**Work to be completed**
In the listing below, find every line with the string "React" and pull it out.

::: Recorded information

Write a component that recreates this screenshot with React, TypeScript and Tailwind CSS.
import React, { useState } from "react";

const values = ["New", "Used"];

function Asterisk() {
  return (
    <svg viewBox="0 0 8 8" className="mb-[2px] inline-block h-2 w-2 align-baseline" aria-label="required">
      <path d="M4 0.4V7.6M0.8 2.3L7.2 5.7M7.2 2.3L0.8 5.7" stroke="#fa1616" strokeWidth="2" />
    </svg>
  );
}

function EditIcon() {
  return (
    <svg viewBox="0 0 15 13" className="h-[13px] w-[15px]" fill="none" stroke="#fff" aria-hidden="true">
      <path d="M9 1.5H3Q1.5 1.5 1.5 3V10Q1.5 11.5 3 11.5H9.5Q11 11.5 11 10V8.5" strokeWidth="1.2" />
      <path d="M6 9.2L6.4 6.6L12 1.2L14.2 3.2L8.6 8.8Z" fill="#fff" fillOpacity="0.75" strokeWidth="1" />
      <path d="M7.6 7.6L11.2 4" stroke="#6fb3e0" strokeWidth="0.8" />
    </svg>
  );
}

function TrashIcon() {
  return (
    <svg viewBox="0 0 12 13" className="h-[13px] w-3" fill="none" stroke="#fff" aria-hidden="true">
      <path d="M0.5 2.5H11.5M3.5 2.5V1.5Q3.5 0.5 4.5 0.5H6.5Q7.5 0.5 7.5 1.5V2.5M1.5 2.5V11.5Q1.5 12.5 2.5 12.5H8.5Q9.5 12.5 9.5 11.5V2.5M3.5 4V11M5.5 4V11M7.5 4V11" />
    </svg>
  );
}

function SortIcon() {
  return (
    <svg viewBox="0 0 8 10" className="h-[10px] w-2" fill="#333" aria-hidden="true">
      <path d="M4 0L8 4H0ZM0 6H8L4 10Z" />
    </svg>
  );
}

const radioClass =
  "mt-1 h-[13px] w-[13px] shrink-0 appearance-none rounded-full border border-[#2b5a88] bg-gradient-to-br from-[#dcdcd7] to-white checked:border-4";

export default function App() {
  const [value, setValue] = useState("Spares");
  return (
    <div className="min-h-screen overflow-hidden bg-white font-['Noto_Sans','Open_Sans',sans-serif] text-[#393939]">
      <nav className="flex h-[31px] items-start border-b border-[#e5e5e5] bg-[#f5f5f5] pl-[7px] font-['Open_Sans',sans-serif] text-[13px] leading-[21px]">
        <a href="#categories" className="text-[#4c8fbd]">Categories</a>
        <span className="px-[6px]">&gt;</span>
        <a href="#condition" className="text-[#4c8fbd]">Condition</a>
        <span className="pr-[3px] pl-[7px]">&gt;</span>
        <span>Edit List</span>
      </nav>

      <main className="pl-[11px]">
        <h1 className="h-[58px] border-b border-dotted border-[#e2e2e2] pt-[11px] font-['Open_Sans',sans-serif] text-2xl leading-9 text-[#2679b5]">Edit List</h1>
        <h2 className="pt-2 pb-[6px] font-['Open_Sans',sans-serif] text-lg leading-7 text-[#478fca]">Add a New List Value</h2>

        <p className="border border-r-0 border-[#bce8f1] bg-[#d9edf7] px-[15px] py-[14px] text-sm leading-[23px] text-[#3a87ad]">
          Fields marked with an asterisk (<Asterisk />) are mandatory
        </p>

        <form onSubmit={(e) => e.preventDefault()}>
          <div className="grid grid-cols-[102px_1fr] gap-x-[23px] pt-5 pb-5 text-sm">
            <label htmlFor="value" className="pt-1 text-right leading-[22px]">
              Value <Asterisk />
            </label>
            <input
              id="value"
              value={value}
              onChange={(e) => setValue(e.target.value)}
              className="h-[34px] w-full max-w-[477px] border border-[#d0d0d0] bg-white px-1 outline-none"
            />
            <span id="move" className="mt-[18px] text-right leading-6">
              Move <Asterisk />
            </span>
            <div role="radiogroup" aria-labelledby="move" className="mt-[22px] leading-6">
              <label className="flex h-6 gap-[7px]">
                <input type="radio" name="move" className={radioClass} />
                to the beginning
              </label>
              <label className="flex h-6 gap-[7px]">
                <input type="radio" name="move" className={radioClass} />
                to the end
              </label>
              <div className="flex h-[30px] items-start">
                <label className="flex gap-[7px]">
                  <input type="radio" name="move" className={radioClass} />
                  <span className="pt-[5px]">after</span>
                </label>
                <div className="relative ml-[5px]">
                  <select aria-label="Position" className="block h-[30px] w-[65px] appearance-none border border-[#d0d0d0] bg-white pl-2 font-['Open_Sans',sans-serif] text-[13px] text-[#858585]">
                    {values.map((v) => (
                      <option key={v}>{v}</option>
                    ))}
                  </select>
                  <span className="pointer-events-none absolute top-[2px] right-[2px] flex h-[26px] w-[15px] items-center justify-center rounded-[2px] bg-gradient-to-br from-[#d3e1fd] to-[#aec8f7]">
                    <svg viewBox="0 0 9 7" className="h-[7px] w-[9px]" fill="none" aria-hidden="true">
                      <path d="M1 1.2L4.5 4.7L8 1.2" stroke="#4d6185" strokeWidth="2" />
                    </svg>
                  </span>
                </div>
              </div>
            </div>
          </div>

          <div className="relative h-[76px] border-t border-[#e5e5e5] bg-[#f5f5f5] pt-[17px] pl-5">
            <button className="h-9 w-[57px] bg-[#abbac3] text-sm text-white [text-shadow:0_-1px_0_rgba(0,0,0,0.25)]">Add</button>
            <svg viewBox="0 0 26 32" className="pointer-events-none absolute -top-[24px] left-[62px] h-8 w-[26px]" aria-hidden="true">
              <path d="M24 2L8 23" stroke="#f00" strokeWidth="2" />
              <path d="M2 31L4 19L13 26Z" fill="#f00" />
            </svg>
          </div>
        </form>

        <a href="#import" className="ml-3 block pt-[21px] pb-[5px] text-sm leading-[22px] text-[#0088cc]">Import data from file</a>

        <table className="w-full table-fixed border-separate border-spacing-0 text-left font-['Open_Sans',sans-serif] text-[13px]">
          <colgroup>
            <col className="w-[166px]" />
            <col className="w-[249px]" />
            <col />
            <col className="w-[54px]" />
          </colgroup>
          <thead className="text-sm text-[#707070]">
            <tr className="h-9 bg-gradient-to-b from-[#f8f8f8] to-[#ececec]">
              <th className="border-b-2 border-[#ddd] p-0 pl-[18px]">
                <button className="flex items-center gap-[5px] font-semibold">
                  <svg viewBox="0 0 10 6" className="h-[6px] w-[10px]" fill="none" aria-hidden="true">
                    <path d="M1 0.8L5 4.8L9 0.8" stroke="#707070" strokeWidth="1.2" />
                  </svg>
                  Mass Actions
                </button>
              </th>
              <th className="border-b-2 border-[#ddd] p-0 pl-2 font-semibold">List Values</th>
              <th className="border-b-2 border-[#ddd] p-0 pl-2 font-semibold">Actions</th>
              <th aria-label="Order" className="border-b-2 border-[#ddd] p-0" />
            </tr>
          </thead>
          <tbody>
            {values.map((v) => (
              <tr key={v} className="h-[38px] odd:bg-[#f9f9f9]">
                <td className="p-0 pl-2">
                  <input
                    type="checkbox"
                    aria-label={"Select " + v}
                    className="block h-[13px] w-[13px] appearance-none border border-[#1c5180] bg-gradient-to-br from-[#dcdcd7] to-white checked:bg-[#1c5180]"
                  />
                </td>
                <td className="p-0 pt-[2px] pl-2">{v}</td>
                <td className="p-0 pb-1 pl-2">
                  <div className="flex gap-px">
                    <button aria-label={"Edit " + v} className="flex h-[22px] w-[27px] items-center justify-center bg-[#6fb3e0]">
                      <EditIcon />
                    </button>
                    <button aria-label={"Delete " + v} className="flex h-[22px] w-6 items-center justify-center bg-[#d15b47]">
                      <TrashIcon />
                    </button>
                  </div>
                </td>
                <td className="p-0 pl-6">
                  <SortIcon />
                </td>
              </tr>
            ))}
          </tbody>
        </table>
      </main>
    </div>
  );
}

::::::

**Expected answer**
Write a component that recreates this screenshot with React, TypeScript and Tailwind CSS.
import React, { useState } from "react";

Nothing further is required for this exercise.